Hakim juga menyatakan bahwa pelaksanaan reklamasi akan menimbulkan dampak mendesak sehingga harus ditangguhkan. Majelis juga berpendapat kerugian dan kepentingan mendesak itu jauh lebih penting daripada manfaat yang ditimbulkan dari reklamasi. Lebih lanjut, hakim juga menyatakan bahwa reklamasi menimbulkan kerusakan lingkungan, dan berdampak kerugian bagi para penggugat.

Sebelumnya, Kesatuan Nelayan Tradisional Indonesia (KNTI) mendaftarkan gugatan terkait SK Gubernur DKI Jakarta terkait pemberian izin reklamasi ke PTUN Jakarta Timur pada 15 September 2015 dengan nomor perkara 193/G.LH/2015/PTUN-JKT. Nelayan beranggapan izin reklamasi yang dikeluarkan Gubernur DKI Jakarta Basuki Tjahaja Purnama (Ahok) melanggar sejumlah aturan dan berdampak pada kerugian nelayan.
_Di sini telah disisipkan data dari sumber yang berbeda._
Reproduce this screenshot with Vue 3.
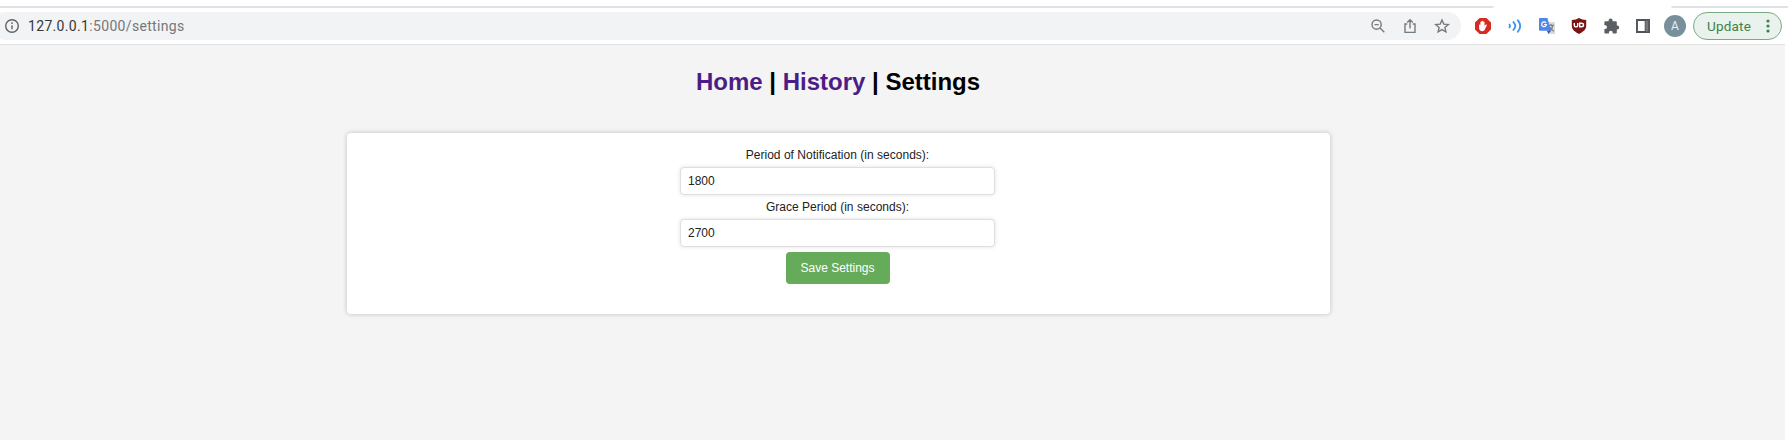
<script setup>
import { ref } from 'vue'

const period = ref('1800')
const grace = ref('2700')
</script>

<template>
  <div class="window">
    <div class="tabs"><i class="strip left"></i><i class="strip right"></i></div>
    <header class="toolbar">
      <div class="omnibox">
        <svg class="info" viewBox="0 0 16 16"><circle cx="8" cy="8" r="6.3" /><path d="M8 7.2v4.1M8 4.3v1.6" /></svg>
        <span class="url"><b>127.0.0.1</b>:5000/settings</span>
        <div class="actions">
          <svg viewBox="0 0 16 16"><circle cx="6.6" cy="6.6" r="4.6" /><path d="M10 10l4.3 4.3M4.5 6.6h4.2" /></svg>
          <svg viewBox="0 0 16 16"><path d="M5.2 6H3v8.4h10V6h-2.2M8 10.5V2M5.2 4.6L8 1.8l2.8 2.8" /></svg>
          <svg viewBox="0 0 16 16"><path d="M8 2l1.8 4.1 4.5.4-3.4 3 1 4.4L8 11.6l-3.9 2.3 1-4.4-3.4-3 4.5-.4z" /></svg>
        </div>
      </div>
      <div class="extensions">
        <svg viewBox="0 0 18 18">
          <path fill="#d52b22" d="M5.6 1h6.8L17 5.6v6.8L12.4 17H5.6L1 12.4V5.6z" />
          <path fill="#fff" d="M5.1 8.1c0-.9 1.2-.9 1.3 0V5.2c0-.9 1.3-.9 1.3 0V4.3c0-.9 1.4-.9 1.4 0v.8c0-.9 1.4-.9 1.4 0v4l1-1.3c.6-.8 1.7-.2 1.2.7l-1.9 4c-.5 1.2-1.2 1.7-2.4 1.7-2.1 0-3.3-1.2-3.3-3.2z" />
        </svg>
        <svg viewBox="0 0 18 18" fill="none" stroke="#3c95f5" stroke-width="1.9" stroke-linecap="round">
          <path d="M3.5 7.6q1.2 1.4 0 2.8" /><path d="M7.4 5.1q3.9 3.9 0 7.8" /><path d="M11.9 3.3q4.6 5.7 0 11.4" />
        </svg>
        <svg viewBox="0 0 18 18">
          <path fill="#dadada" d="M8 5h8.2q.8 0 .8.8V17h-6.5z" />
          <path fill="none" stroke="#74858b" stroke-width="1.2" d="M10.5 8.4H16M13.1 7v1.4M11.2 14.3q3.2-2.2 3.4-5.7M12 10.3q1.2 2.7 4 4" />
          <path fill="#5186ec" d="M1.8 1h7.6l3.6 12.7H1.8Q1 13.7 1 12.9V1.8Q1 1 1.8 1z" />
          <path fill="#3459bd" d="M8.8 13.7H13L10.5 17z" />
          <path fill="none" stroke="#fff" stroke-width="1.2" d="M8 5.8a2.4 2.4 0 1 0 .5 1.7H6.2" />
        </svg>
        <svg viewBox="0 0 18 18">
          <path fill="#7b1414" d="M9 1q3 2 7.2 2v5.8c0 4-3.5 6.4-7.2 8.2-3.7-1.8-7.2-4.2-7.2-8.2V3Q6 3 9 1z" />
          <path fill="none" stroke="#fff" stroke-width="1.4" d="M4.3 6v2.4q0 1.5 1.7 1.5t1.7-1.5V6M9.7 6.2v3.5h1.6q2.2 0 2.2-1.8t-2.2-1.7z" />
        </svg>
        <svg viewBox="0 0 18 18">
          <path fill="#5b5f64" d="M3.4 4.3h3.2V3.5a2 2 0 0 1 4 0v.8h3.2q1 0 1 1v3.1h.4a2 2 0 0 1 0 4h-.4v3q0 1-1 1H10.7v-.7a1.9 1.9 0 0 0-3.8 0v.7H3.4q-1 0-1-1V12h.7a1.9 1.9 0 0 0 0-3.8h-.7V5.3q0-1 1-1z" />
        </svg>
        <svg viewBox="0 0 18 18"><path fill="#fff" stroke="#4f545a" stroke-width="1.9" d="M3 3h12v12H3z" /><path fill="#747a80" stroke="#4f545a" d="M11.2 3h3.6v12h-3.6z" /></svg>
      </div>
      <div class="avatar">A</div>
      <div class="update"><span>Update</span><svg viewBox="0 0 4 16"><circle cx="2" cy="3" r="1.6" /><circle cx="2" cy="8" r="1.6" /><circle cx="2" cy="13" r="1.6" /></svg></div>
    </header>

    <main class="page">
      <h1><a>Home</a> | <a>History</a> | Settings</h1>
      <form class="card" @submit.prevent>
        <label for="period">Period of Notification (in seconds):</label>
        <input id="period" v-model="period" type="text" />
        <label for="grace">Grace Period (in seconds):</label>
        <input id="grace" v-model="grace" type="text" />
        <button type="submit">Save Settings</button>
      </form>
    </main>
  </div>
</template>

<style>
body { margin: 0; background: #fff; }
</style>

<style scoped>
.window { width: 1788px; height: 442px; overflow: hidden; background: #fff; font-family: "Liberation Sans", Arial, sans-serif; }
.tabs { height: 8px; display: flex; justify-content: space-between; align-items: flex-end; }
.strip { height: 2px; background: #dfe1e5; }
.left { width: 1494px; border-radius: 0 0 2px 0; }
.right { width: 117px; border-radius: 0 0 0 2px; }
.toolbar { height: 36px; box-sizing: border-box; padding: 4px 6px 4px 0; display: flex; align-items: center; }
.omnibox { width: 1469px; height: 28px; margin-left: -8px; box-sizing: border-box; padding: 0 11px 0 12px; border-radius: 14px; background: #f1f3f4; display: flex; align-items: center; flex: none; }
.info { width: 16px; height: 16px; fill: none; stroke: #5f6368; stroke-width: 1.4; }
.url { margin-left: 8px; font: 14px/20px Roboto, sans-serif; letter-spacing: .33px; color: #74777b; white-space: nowrap; }
.url b { font-weight: 400; color: #35383c; }
.actions { margin-left: auto; display: flex; gap: 16px; }
.actions svg { width: 16px; height: 16px; fill: none; stroke: #777b80; stroke-width: 1.4; }
.extensions { display: flex; gap: 14px; margin-left: 13px; }
.extensions svg { width: 18px; height: 18px; }
.avatar { width: 22px; height: 22px; margin-left: 12px; border-radius: 50%; background: #78909c; color: #e8edf0; font: 12px/22px Roboto, sans-serif; text-align: center; }
.update { margin-left: auto; width: 89px; height: 28px; box-sizing: border-box; padding: 0 11px 0 13px; border: 1px solid #79ab83; border-radius: 14px; background: #e9f2ec; display: flex; align-items: center; justify-content: space-between; font: 13.5px/20px Roboto, sans-serif; letter-spacing: .2px; color: #3d8149; }
.update svg { width: 4px; height: 16px; fill: #3d8149; }
.page { width: 1785px; height: 396px; box-sizing: border-box; padding: 23px 108px 0 0; border-top: 1px solid #e2e2e2; background: #f4f4f4; display: flex; flex-direction: column; align-items: center; }
h1 { margin: 0 1px 0 0; font-size: 24px; line-height: 28px; font-weight: 700; color: #000; white-space: nowrap; }
h1 a { color: #4b1d86; }
.card { width: 983px; height: 181px; margin-top: 37px; box-sizing: border-box; padding: 14px 2px 0 0; border-radius: 4px; background: #fff; box-shadow: 0 0 5px rgba(0, 0, 0, .22); display: flex; flex-direction: column; align-items: center; }
label { height: 20px; font-size: 12px; line-height: 16px; letter-spacing: .02px; color: #222; }
input { width: 315px; height: 28px; margin: 0 0 4px; padding: 0 7px; box-sizing: border-box; border: 1px solid #dfdfdf; border-radius: 4px; background: #fff; box-shadow: 0 0 4px rgba(0, 0, 0, .12); font: 12px "Liberation Sans", Arial, sans-serif; color: #222; }
button { width: 104px; height: 32px; margin-top: 1px; padding: 0; border: 0; border-radius: 4px; background: #66ab5a; color: #fff; font: 12px "Liberation Sans", Arial, sans-serif; }
</style>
Sekadar catatan, kekalahan Gubernur Ahok di PTUN bukan kali ini saja. Sebelumnya, PTUN Jakarta mengabulkan gugatan warga Bidara Cina atas surat keputusan Gubernur Nomor 2779 Tahun 2015. Gugatan dilakukan lantaran penggusuran dilakukan tanpa ada sosialisasi sebelumnya.